ゴメス V撃で首位・巨人に1・5差
「交流戦、ソフトバンク4-5阪神」(10日、ヤフオク)
猛虎逆襲-。阪神のマウロ・ゴメス内野手(30)が同点の三回、決勝の2点適時二塁打。4安打零封負けを喫した前夜の借りを返し、昨年から続くヤフオクドームの連敗を4で止めた値千金の一打。首位・巨人に1・5差。昨年の日本シリーズで煮え湯を飲まされた武田を全員で打ち破れ-。
ゴメスは「それは話せないよ」と首を横に振った。勝利の立役者は帰りのバスに乗り込む際、試合前のワンシーンを問われた。和田監督から受けていた打撃指導の中身について…。ニヤリとけむに巻き、報道陣に背を向けバスに乗り込んだ。

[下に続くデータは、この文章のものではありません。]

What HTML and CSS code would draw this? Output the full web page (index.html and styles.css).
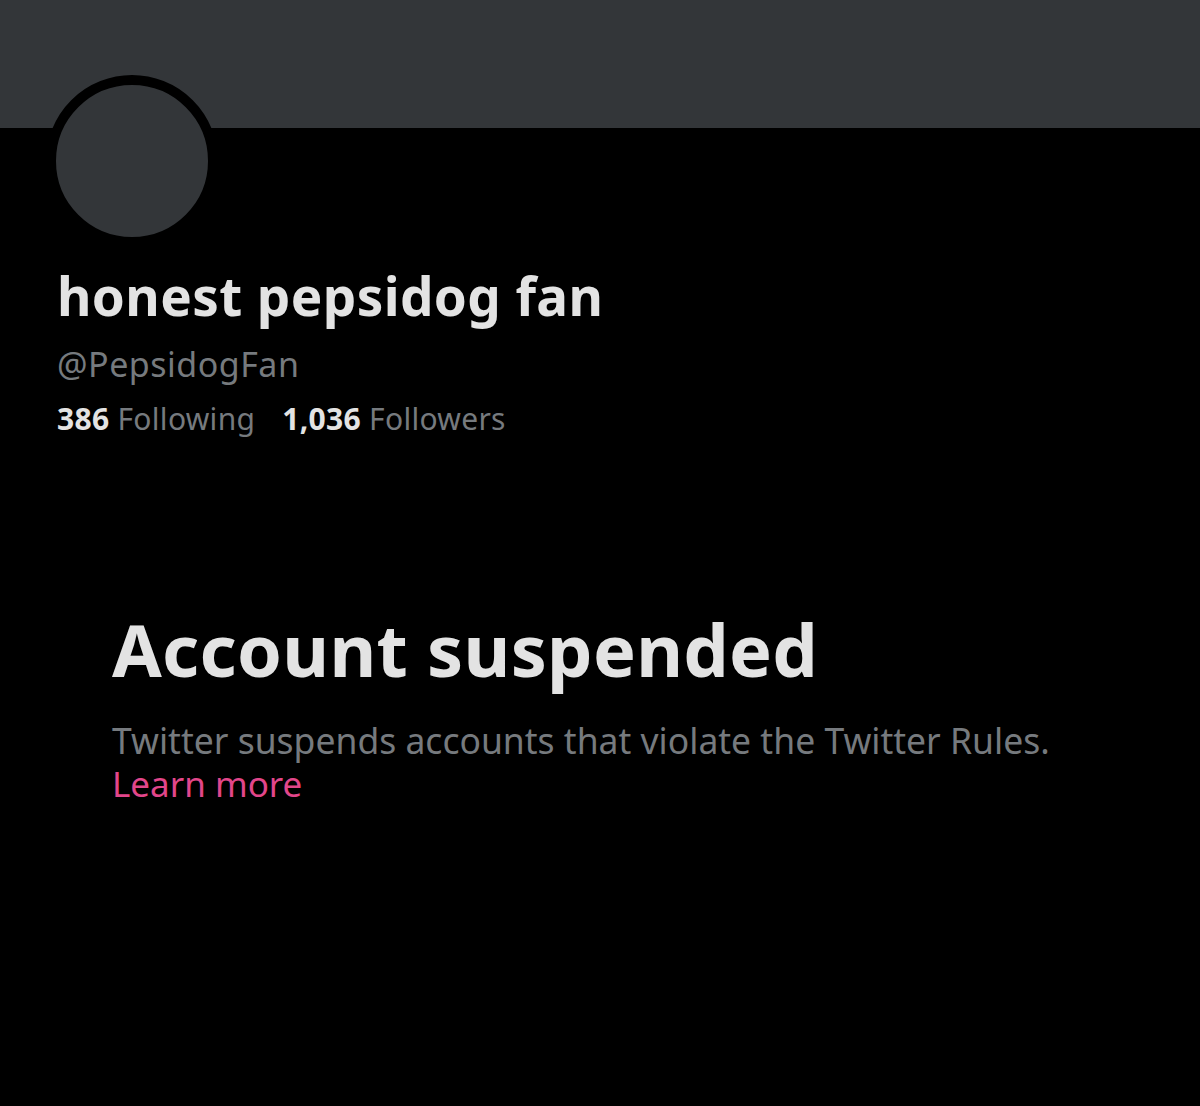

和田監督も試合後の会見でその内容に触れず、講座内容は分からないまま。それでも序盤に貴重な勝ち越し打を放ったのは、勤勉なドミニカンだった。
同点の三回2死一、二塁。4番が中田の外角140キロを逆方向へ振り抜いた。打球は今季から新設された右翼テラス席を襲う。本塁打か…。和田監督が抗議に出るほど際どい右翼フェンス直撃の大飛球で2者が生還。鷹から主導権を奪った。
「捉えた感触はあったんだけど、ライトが捕れそうな感じだったのでフライアウトになってしまうかと思ったよ。二回に同点に追いつかれてしまったけど、すぐに取り返せたのは大きかった。フェンスが近くなってラッキーな部分があったね。今年からテラスができたけど、僕はコースに逆らわずに打つことだけを考えているから、特に気にならないよ」
今季はまだ5本塁打。物足りなさは否めないが、敵軍から研究される「2年目」は誰だってそう簡単ではない。それが分かっているから、開幕前から「謙虚」に臨んだつもりだ。キャンプ中、和田監督が暴露したゴメスの「40発宣言」も実は誤解だった。1月末、母国ドミニカでパスポートの盗難被害に遭い来日が遅れた。調整遅れが懸念されたが、宜野座キャンプに合流した2月8日、指揮官と談笑。「今年は35本だな」「いや、40本は打ちますよ!」。そんなやりとりが交わされた…と指揮官は取材陣に打ち明けたが、ゴメスは後日、その報道を聞かされ、苦笑いした。
「それは、少し誤解があったかもしれないね。あのとき具体的に40本打つ!とは言ってないんだ。頑張ります!というようなことは言ったんだけどね」
豪快アーチに匹敵する値千金の一撃で鷹虎第2ラウンドをモノにした。第3戦は昨年の日本シリーズで封じられた武田が相手。ゴメスには博多でまだ大きな仕事が残されている。